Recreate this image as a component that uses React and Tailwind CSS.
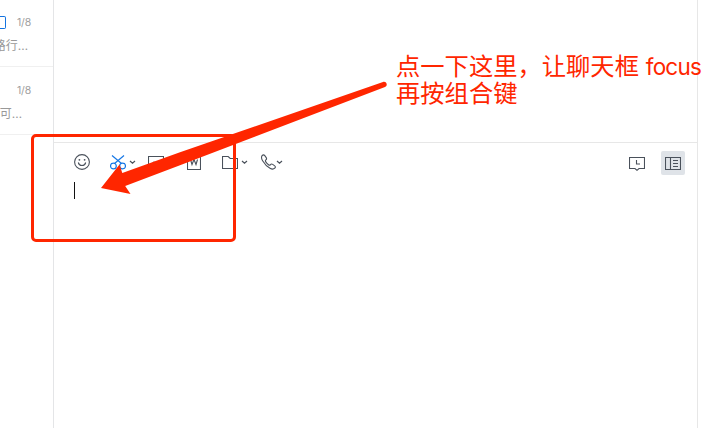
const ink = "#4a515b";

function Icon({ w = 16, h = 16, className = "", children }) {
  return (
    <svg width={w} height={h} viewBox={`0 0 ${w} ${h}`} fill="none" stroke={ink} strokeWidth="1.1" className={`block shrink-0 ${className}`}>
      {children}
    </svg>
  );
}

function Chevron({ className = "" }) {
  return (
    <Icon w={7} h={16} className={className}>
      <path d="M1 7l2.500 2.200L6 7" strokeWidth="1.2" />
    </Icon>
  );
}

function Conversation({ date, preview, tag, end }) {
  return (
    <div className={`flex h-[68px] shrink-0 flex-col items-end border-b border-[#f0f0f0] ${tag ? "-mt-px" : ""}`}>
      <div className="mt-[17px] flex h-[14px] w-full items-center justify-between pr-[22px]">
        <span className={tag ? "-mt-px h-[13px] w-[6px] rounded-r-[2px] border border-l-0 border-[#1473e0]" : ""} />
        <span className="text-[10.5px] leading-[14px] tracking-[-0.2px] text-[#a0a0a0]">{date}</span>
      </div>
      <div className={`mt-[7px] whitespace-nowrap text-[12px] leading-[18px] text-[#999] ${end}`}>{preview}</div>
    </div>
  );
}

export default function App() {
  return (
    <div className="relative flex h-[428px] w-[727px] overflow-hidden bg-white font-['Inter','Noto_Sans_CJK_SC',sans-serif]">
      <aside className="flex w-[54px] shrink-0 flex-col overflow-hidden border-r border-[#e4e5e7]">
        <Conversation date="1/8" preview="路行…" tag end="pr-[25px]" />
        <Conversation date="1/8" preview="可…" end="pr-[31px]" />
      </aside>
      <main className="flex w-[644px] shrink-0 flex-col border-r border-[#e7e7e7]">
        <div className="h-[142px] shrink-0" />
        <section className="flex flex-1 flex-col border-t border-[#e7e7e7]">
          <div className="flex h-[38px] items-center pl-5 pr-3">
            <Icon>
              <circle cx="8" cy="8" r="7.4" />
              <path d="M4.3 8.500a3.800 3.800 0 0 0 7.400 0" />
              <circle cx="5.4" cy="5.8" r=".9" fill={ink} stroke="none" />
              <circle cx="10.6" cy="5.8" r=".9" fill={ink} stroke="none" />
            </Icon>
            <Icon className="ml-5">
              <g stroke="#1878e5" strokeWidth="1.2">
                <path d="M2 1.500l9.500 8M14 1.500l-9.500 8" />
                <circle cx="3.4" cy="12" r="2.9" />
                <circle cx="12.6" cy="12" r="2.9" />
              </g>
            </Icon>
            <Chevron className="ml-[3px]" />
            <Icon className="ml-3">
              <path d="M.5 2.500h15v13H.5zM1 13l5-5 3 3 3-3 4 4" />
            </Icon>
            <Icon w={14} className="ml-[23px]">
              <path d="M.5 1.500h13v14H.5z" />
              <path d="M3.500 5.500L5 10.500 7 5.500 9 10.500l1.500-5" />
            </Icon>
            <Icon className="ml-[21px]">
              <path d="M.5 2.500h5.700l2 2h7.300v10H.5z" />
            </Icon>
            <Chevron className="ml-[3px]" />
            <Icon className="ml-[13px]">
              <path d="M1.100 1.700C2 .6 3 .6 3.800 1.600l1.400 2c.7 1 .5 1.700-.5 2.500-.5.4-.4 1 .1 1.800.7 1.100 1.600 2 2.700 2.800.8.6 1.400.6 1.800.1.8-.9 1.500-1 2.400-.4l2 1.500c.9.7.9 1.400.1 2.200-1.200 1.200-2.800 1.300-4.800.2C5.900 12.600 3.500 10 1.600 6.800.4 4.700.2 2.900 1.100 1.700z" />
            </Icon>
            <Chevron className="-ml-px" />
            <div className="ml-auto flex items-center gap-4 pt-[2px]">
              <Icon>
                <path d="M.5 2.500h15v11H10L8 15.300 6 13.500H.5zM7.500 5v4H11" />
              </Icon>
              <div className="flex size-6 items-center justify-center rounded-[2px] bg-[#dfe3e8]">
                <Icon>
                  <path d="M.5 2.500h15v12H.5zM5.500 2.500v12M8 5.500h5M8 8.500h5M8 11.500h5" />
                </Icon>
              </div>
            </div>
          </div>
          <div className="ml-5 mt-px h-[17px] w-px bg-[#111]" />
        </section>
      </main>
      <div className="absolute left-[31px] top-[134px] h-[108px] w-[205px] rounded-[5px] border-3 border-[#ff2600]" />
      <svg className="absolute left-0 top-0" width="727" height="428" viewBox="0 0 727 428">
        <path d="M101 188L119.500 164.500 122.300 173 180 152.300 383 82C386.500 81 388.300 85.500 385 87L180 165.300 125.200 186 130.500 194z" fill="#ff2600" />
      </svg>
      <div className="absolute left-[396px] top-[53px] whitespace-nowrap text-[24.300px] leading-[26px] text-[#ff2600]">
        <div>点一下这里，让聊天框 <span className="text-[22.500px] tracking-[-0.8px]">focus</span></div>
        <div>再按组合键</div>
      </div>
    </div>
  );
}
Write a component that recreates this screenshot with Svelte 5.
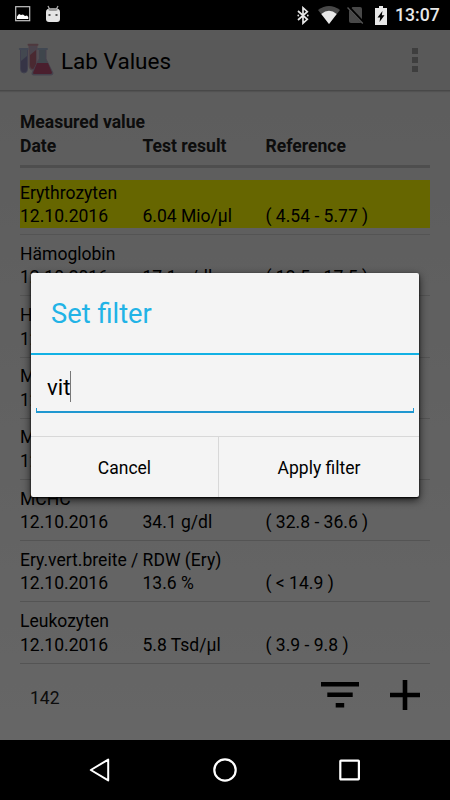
▬▬▬
Repeat the records above verbatim, with no pictures in the result.

Recreate this image as a component that uses React and Tailwind CSS.
const ink = "#4a515b";

function Icon({ w = 16, h = 16, className = "", children }) {
  return (
    <svg width={w} height={h} viewBox={`0 0 ${w} ${h}`} fill="none" stroke={ink} strokeWidth="1.1" className={`block shrink-0 ${className}`}>
      {children}
    </svg>
  );
}

function Chevron({ className = "" }) {
  return (
    <Icon w={7} h={16} className={className}>
      <path d="M1 7l2.500 2.200L6 7" strokeWidth="1.2" />
    </Icon>
  );
}

function Conversation({ date, preview, tag, end }) {
  return (
    <div className={`flex h-[68px] shrink-0 flex-col items-end border-b border-[#f0f0f0] ${tag ? "-mt-px" : ""}`}>
      <div className="mt-[17px] flex h-[14px] w-full items-center justify-between pr-[22px]">
        <span className={tag ? "-mt-px h-[13px] w-[6px] rounded-r-[2px] border border-l-0 border-[#1473e0]" : ""} />
        <span className="text-[10.5px] leading-[14px] tracking-[-0.2px] text-[#a0a0a0]">{date}</span>
      </div>
      <div className={`mt-[7px] whitespace-nowrap text-[12px] leading-[18px] text-[#999] ${end}`}>{preview}</div>
    </div>
  );
}

export default function App() {
  return (
    <div className="relative flex h-[428px] w-[727px] overflow-hidden bg-white font-['Inter','Noto_Sans_CJK_SC',sans-serif]">
      <aside className="flex w-[54px] shrink-0 flex-col overflow-hidden border-r border-[#e4e5e7]">
        <Conversation date="1/8" preview="路行…" tag end="pr-[25px]" />
        <Conversation date="1/8" preview="可…" end="pr-[31px]" />
      </aside>
      <main className="flex w-[644px] shrink-0 flex-col border-r border-[#e7e7e7]">
        <div className="h-[142px] shrink-0" />
        <section className="flex flex-1 flex-col border-t border-[#e7e7e7]">
          <div className="flex h-[38px] items-center pl-5 pr-3">
            <Icon>
              <circle cx="8" cy="8" r="7.4" />
              <path d="M4.3 8.500a3.800 3.800 0 0 0 7.400 0" />
              <circle cx="5.4" cy="5.8" r=".9" fill={ink} stroke="none" />
              <circle cx="10.6" cy="5.8" r=".9" fill={ink} stroke="none" />
            </Icon>
            <Icon className="ml-5">
              <g stroke="#1878e5" strokeWidth="1.2">
                <path d="M2 1.500l9.500 8M14 1.500l-9.500 8" />
                <circle cx="3.4" cy="12" r="2.9" />
                <circle cx="12.6" cy="12" r="2.9" />
              </g>
            </Icon>
            <Chevron className="ml-[3px]" />
            <Icon className="ml-3">
              <path d="M.5 2.500h15v13H.5zM1 13l5-5 3 3 3-3 4 4" />
            </Icon>
            <Icon w={14} className="ml-[23px]">
              <path d="M.5 1.500h13v14H.5z" />
              <path d="M3.500 5.500L5 10.500 7 5.500 9 10.500l1.500-5" />
            </Icon>
            <Icon className="ml-[21px]">
              <path d="M.5 2.500h5.700l2 2h7.300v10H.5z" />
            </Icon>
            <Chevron className="ml-[3px]" />
            <Icon className="ml-[13px]">
              <path d="M1.100 1.700C2 .6 3 .6 3.800 1.600l1.400 2c.7 1 .5 1.700-.5 2.500-.5.4-.4 1 .1 1.800.7 1.100 1.600 2 2.700 2.800.8.6 1.400.6 1.800.1.8-.9 1.500-1 2.400-.4l2 1.500c.9.7.9 1.400.1 2.200-1.200 1.200-2.800 1.300-4.800.2C5.900 12.600 3.500 10 1.600 6.800.4 4.700.2 2.900 1.100 1.700z" />
            </Icon>
            <Chevron className="-ml-px" />
            <div className="ml-auto flex items-center gap-4 pt-[2px]">
              <Icon>
                <path d="M.5 2.500h15v11H10L8 15.300 6 13.500H.5zM7.500 5v4H11" />
              </Icon>
              <div className="flex size-6 items-center justify-center rounded-[2px] bg-[#dfe3e8]">
                <Icon>
                  <path d="M.5 2.500h15v12H.5zM5.500 2.500v12M8 5.500h5M8 8.500h5M8 11.500h5" />
                </Icon>
              </div>
            </div>
          </div>
          <div className="ml-5 mt-px h-[17px] w-px bg-[#111]" />
        </section>
      </main>
      <div className="absolute left-[31px] top-[134px] h-[108px] w-[205px] rounded-[5px] border-3 border-[#ff2600]" />
      <svg className="absolute left-0 top-0" width="727" height="428" viewBox="0 0 727 428">
        <path d="M101 188L119.500 164.500 122.300 173 180 152.300 383 82C386.500 81 388.300 85.500 385 87L180 165.300 125.200 186 130.500 194z" fill="#ff2600" />
      </svg>
      <div className="absolute left-[396px] top-[53px] whitespace-nowrap text-[24.300px] leading-[26px] text-[#ff2600]">
        <div>点一下这里，让聊天框 <span className="text-[22.500px] tracking-[-0.8px]">focus</span></div>
        <div>再按组合键</div>
      </div>
    </div>
  );
}
Write a component that recreates this screenshot with Svelte 5.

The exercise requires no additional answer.